I'm getting this error also

8rV1n commented 6 years ago

@imranparuk Generally, I think it's the new APIs of tensorflow that differs from the one of the coders'. I tried to use conv3d instead of conv2d (both the paper and the readme says a 3D-conv is used) in the all cnn_speech.py files and it worked partly. I think @astorfi should specify a tensorflow version to us or update the code for the new version of tf framework.

imranparuk commented 6 years ago

I have tried multiple older versions of TF and this code base, no combination seems to be working. I have also tried the conv3d but the shape of the nets don't correspond to what is written in the paper. It fails because of incorrect dimensions that go into tf.squeeze. Would be great if the author helps resolve the issue.
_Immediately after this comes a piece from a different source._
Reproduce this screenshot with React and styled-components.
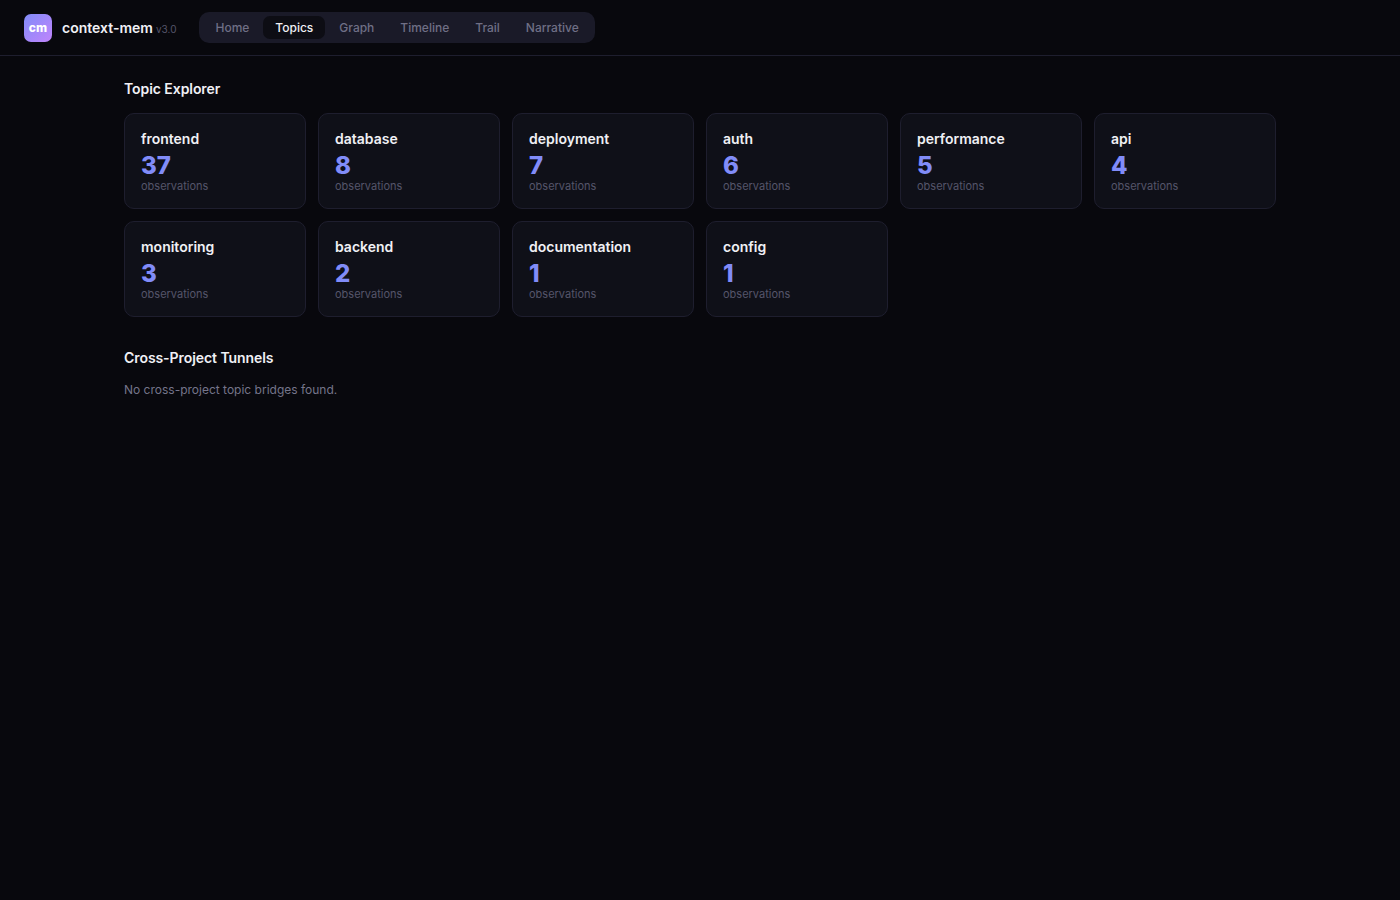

8rV1n commented 6 years ago

@imranparuk I‘ve just removed the tf.squeeze lines as I've said PARTLY working. I guess that those squeeze lines may just be used for normalizing the extra 1s in the shape( removing (2,3,1) -> (2,3)). So it should be handled by the conv3d or something. By the way, I've not finished reading the paper.

imranparuk commented 6 years ago

I think I solved it. Use an older version of tensorflow, and uninstall your current version of numpy. Let tensorflow install the numpy version it requires. I tried Tensorflow V1.0.0

8rV1n commented 6 years ago

@imranparuk Wow, It seems from a version of acient times. By the way, I'm planning to rewrite the code by using keras as the paper as possible. It should be out till the 3rd, Sep.

imranparuk commented 6 years ago

@ArvinSiChuan I would contribute to that.

astorfi commented 6 years ago

@ArvinSiChuan @imranparuk Thank you all for your contribution. I am trying to do a Pytorch version of this code as well, using a public dataset. Will inform you all in this repo when/if I finished it. Thanks

8rV1n commented 6 years ago

@astorfi Which dataset would you want to use? I would think the mvu multimodal dataset reported in the paper isn't the one of public choices. And I'm finding datasets suit for this task. If you just give some, it would be perfect!

imranparuk commented 6 years ago

@astorfi @ArvinSiChuan , I'm also finding it very difficult to get the multi-modal dataset from the paper. Would be great if we could use a open source dataset.

8rV1n commented 6 years ago

@imranparuk I'm considering the datasets in openslr. The TED-LIUM and Free ST Chinese Mandarin Corpus may be usefult but also need to be well preprocessed. Hope @astorfi could give us some suggestion to this.

astorfi commented 6 years ago

Perhaps VoxCeleb dataset is one of the best options.

astorfi commented 6 years ago

@ArvinSiChuan @imranparuk I agree that one of the problems is the dataset is restricted. It takes a lot of effort for me to tune it for a new dataset as I am not working on this project anymore.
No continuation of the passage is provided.